La II Guerra fue primera y última
La II Guerra Mundial, de cuyo fin en Europa se cumplen estos días 60 años, es única, sin precedentes indiscutibles, ni progenie probable, hasta el punto de que no habría que llamarla Segunda sino Primera, así como tampoco parece prudente especular con una Tercera, salvo que consideremos que ya la hubo, con el nombre de Guerra Fría.
La contienda de 1939-1945 fue Primera más que Segunda, porque, a diferencia de la del 14-18 -como la llaman en Francia-, abarcó todos los continentes de forma extensiva, incluso América si contamos sus aguas, donde los buques del Eje operaron con ilusiones de victoria; los combates en el norte de África fueron decisivos para el desembarco de Normandía; la lucha en Asia fue tan feroz por mar como por tierra; y Europa era, igualmente, el gran premio que se disputaban los vencedores. En la primera, mejor llamada Gran Guerra o Guerra Europea, el combate en el continente negro fue, en cambio, irrelevante; en Asia, sólo episódico; y los sumergibles alemanes en el Atlántico apenas constituyeron una amenaza para Estados Unidos. Cabe sostener que la Guerra de los Siete años -1756-1763- tenía más méritos mundiales, porque los combates en América y Asia fueron mucho más significativos.
La II fue la mayor guerra industrial de la historia, aquella en la que combatían pueblos y no sólo Estados, saldada con más de 50 millones de muertos; y, aunque aquí sí está la Gran Guerra como precedente de la muerte industrializada, el hecho de que en 1945 se franqueara un umbral técnico-científico con la aplicación de la energía nuclear a la guerra, y que el nazismo tratara de exterminar a todos los judíos europeos, permiten calificarla de primera y única contienda, a la vez, total y mundial.

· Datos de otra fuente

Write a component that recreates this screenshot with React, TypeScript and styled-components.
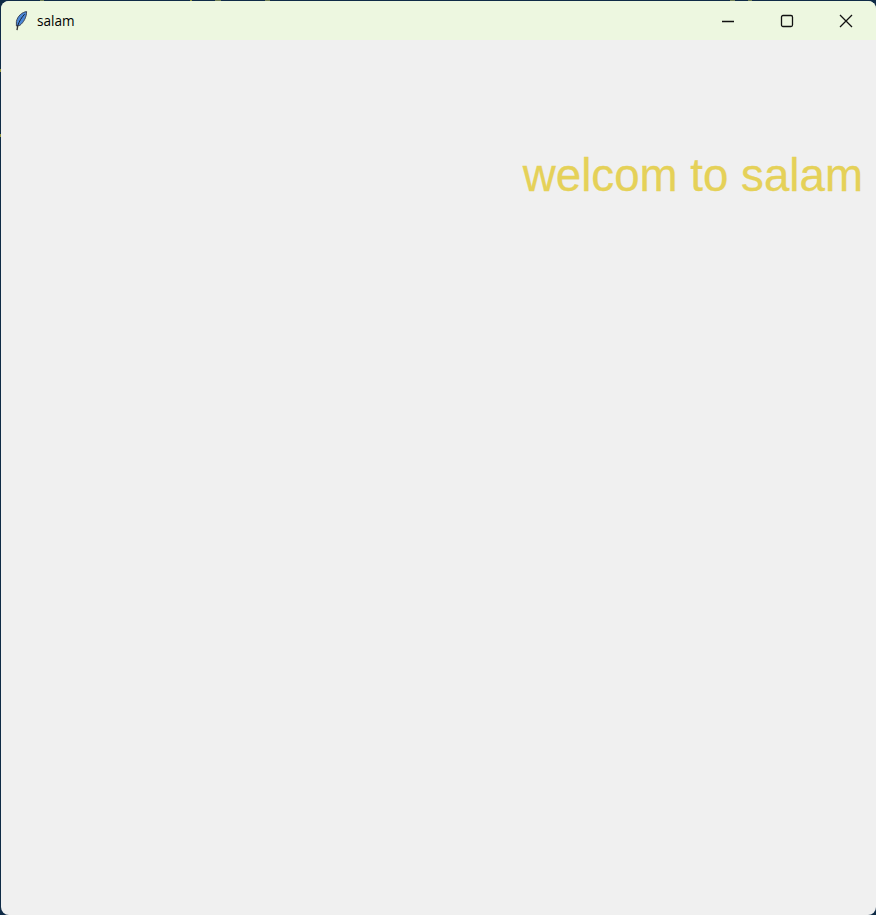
import React from "react";
import styled, { createGlobalStyle } from "styled-components";

const GlobalStyle = createGlobalStyle`
  html, body {
    margin: 0;
    padding: 0;
    width: 876px;
    height: 915px;
    overflow: hidden;
    background: #0f2b46;
  }
`;

// wallpaper peeking through along the top and left edge of the window
const Desktop = styled.div`
  width: 876px;
  height: 915px;
  padding: 1px 0 0 1px;
  box-sizing: border-box;
  background:
    linear-gradient(#8f9440, #8f9440) 190px 0 / 2px 1px no-repeat,
    linear-gradient(#6f7f55, #6f7f55) 40px 0 / 4px 1px no-repeat,
    linear-gradient(#6f7f55, #6f7f55) 215px 0 / 6px 1px no-repeat,
    linear-gradient(#6f7f55, #6f7f55) 265px 0 / 5px 1px no-repeat,
    linear-gradient(#6f7f55, #6f7f55) 730px 0 / 5px 1px no-repeat,
    linear-gradient(#6f7f55, #6f7f55) 748px 0 / 4px 1px no-repeat,
    linear-gradient(#8f9440, #8f9440) 0 69px / 1px 3px no-repeat,
    linear-gradient(#8f9440, #8f9440) 0 134px / 1px 3px no-repeat,
    #0f2b46;
`;

const WindowFrame = styled.div`
  width: 875px;
  height: 914px;
  display: flex;
  flex-direction: column;
  border-radius: 8px;
  overflow: hidden;
  background: #f0f0f0;
`;

const TitleBar = styled.div`
  height: 39px;
  flex: none;
  display: flex;
  align-items: center;
  background: #edf7e0;
`;

const AppIcon = styled.svg`
  width: 16px;
  height: 20px;
  margin-left: 12px;
  flex: none;
`;

const TitleText = styled.span`
  margin-left: 8px;
  font-family: "Open Sans", "Liberation Sans", sans-serif;
  font-size: 13.6px;
  color: #000;
`;

const CaptionButtons = styled.div`
  margin-left: auto;
  margin-right: 1px;
  display: flex;
  height: 100%;
`;

const CaptionButton = styled.div`
  width: 59px;
  display: flex;
  align-items: center;
  justify-content: center;

  & svg {
    width: 14px;
    height: 14px;
    stroke: #111;
    stroke-width: 1.3;
    fill: none;
  }
`;

const Content = styled.div`
  flex: 1;
  display: flex;
  flex-direction: column;
  align-items: flex-end;
  padding: 110px 13px 0 0;
`;

const Welcome = styled.div`
  font-family: "Liberation Sans", Arial, sans-serif;
  font-size: 45.7px;
  line-height: 52px;
  color: #e5d158;
  -webkit-text-stroke: 0.3px #e5d158;
`;

const Feather = () => (
  <AppIcon viewBox="0 0 16 20">
    <path d="M13.6 0.6 C9 1.2 4.6 5 3.4 10.5 L3.4 15 L6.8 14.4 C10.4 11.6 13.6 6.5 13.6 0.6 Z" fill="#4a86d6" stroke="#3c4658" strokeWidth="1" />
    <path d="M11.6 3.2 C8.6 6.4 6 10.5 4.6 15" stroke="#14233a" strokeWidth="1" fill="none" />
    <path d="M4.8 14.5 L4 19.2" stroke="#333" strokeWidth="1.4" fill="none" />
  </AppIcon>
);

export default function App() {
  return (
    <Desktop>
      <GlobalStyle />
      <WindowFrame>
        <TitleBar>
          <Feather />
          <TitleText>salam</TitleText>
          <CaptionButtons>
            <CaptionButton>
              <svg viewBox="0 0 14 14">
                <line x1="1" y1="7.5" x2="13" y2="7.5" />
              </svg>
            </CaptionButton>
            <CaptionButton>
              <svg viewBox="0 0 14 14">
                <rect x="1.5" y="1.5" width="11" height="11" rx="1.5" />
              </svg>
            </CaptionButton>
            <CaptionButton>
              <svg viewBox="0 0 14 14">
                <path d="M1 1 L13 13 M13 1 L1 13" />
              </svg>
            </CaptionButton>
          </CaptionButtons>
        </TitleBar>
        <Content>
          <Welcome>welcom to salam</Welcome>
        </Content>
      </WindowFrame>
    </Desktop>
  );
}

Fue, también, la guerra intercontinental que se recordará por sus componentes ideológicos. A diferencia de la de 1914, donde el combate se libró por desnudas razones de poder entre sociedades de desarrollo democrático comparable, en 1939-1945 se enfrentaban sistemas políticos rivales; y el hecho de que el comunismo soviético se alineara con los aliados contra la Alemania de Hitler sólo viene a subrayar que las ideologías eran tres en lugar de dos: liberal-democracia, comunismo y nazi-fascismo, de los que los dos primeros se aliaban contra el tercero, designado como enemigo principal. Su precedente sería la guerra española, mero ensayo de hecatombe.
Fue, por último, una guerra que, ante la imposibilidad de unificar el mundo bajo un solo Orden Universal, produciría un duopolio imperfecto, asimétrico y hostil a sí mismo: la bipolaridad, fórmula que ambas partes concebían de carácter pasajero hasta que prevaleciera un sistema, como así ha ocurrido con la autovoladura del comunismo. Lo más parecido a un antecedente habría sido el nuevo orden europeo creado por el Tratado de Westfalia en 1648.
Esos elementos constituyentes: extensión a todo el mundo; pretensión de esfuerzo y crimen totales, con la irrupción del Holocausto y la bomba atómica; ideología normativa, a cuya defensa o imposición se atribuía carácter decisivo; y producción de un nuevo orden de ambición universal, hacen de la guerra que concluyó en Europa, los días 8 y 9 de mayo de 1945, un tipo de contienda irrepetible.
La ideología comunista ha muerto, al menos como alternativa de poder. En su lugar, la Casa Blanca y otros poderes quieren erigir el terrorismo internacional, llamado islamista, como gran enemigo suplente; pero como no es posible rodear a ese presunto contrincante de fronteras que permitan identificarlo y destruirlo -aunque se insista en que de eso va la guerra de Irak-, la posibilidad de que se reedite ese tipo de conflagración parece hoy remota.
Es cierto que cabe argumentar que el arma nuclear constituye, a la vez, un freno para esa clase de contienda -por la devastación que entrañaría- y un riesgo -el de que cayera en manos terroristas-, pero lo que en este caso se librara sería, como en la actualidad, mucho más caza medio a ciegas que guerra formal. La II conflagración mundial fue primera y última. Holocaustos, nunca más.